There are some other considerations worth mentioning as you consider a ROTH Conversion.
- It is recommended to wait until year-end to consider any conversion amounts as most yearly income has been collected and there are no surprises that could potentially add to your household income, and then increasing your tax bracket unexpectedly.
- You will NOT have access to converted funds in the ROTH IRA for at least 5 years; this 5-year rule starts over for each conversion you execute. In the event you need access to the converted funds before the 5-year rule expires, you will be subject to a 10% early withdrawal tax penalty. This applies even if you are older than age 59-1/2.

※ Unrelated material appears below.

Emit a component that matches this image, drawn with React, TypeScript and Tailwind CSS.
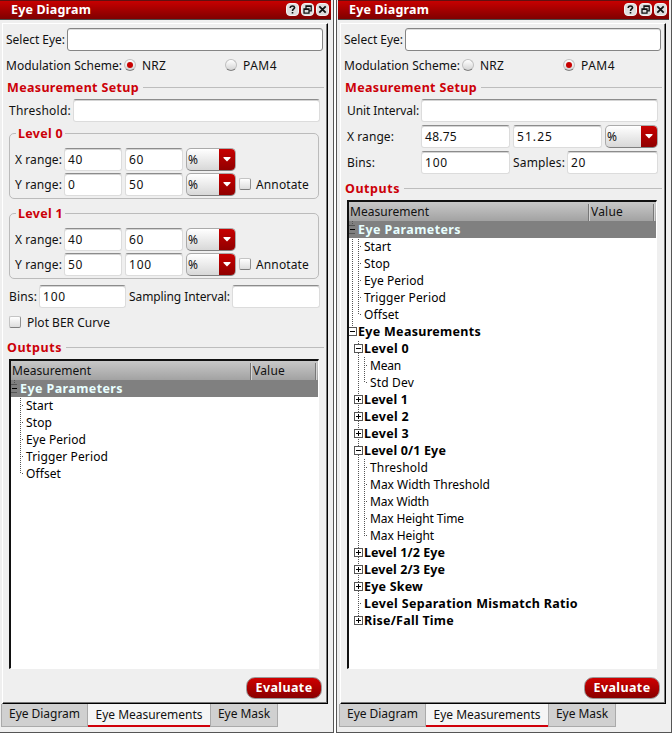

- Like any form of an IRA, you cannot withdraw funds until you reach the age of 59-1/2. Otherwise, you are subject to the early withdrawal penalty of 10% AND any gains on the growth.
- In the event of an untimely death where a ROTH IRA is distributed to a non-spouse beneficiary, a 10-year rule for withdrawing the assets applies. This means beneficiaries have 10 years to deplete the Inherited ROTH IRA. Since no tax applies to ROTH withdrawals, waiting until the 10th year (or as long as possible) allows growth on these assets.
- The first money withdrawn from the ROTH, ALWAYS and WITHOUT EXCEPTION, is the contributed funds and not the gains. Because the funds were taxed upon conversion, withdrawals are never subject to income tax.
- A few exceptions to avoiding an early withdrawal penalty include death, disability, or first-time homebuyers.
- If you are already receiving your Social Security Income, exercising a ROTH Conversion can offset your social security benefit. It is important to do some planning in advance of collecting Social Security Income if you are considering a ROTH Conversion. Your financial planner should be able to help with this planning.
The bottom line is that a ROTH Conversion can be a very efficient and beneficial tool for your retirement. The decision to initiate a ROTH IRA Conversion depends on your personal and financial situation. You should balance your potential for a greater portfolio value in retirement and until end of life while being meticulously mindful of your tax picture.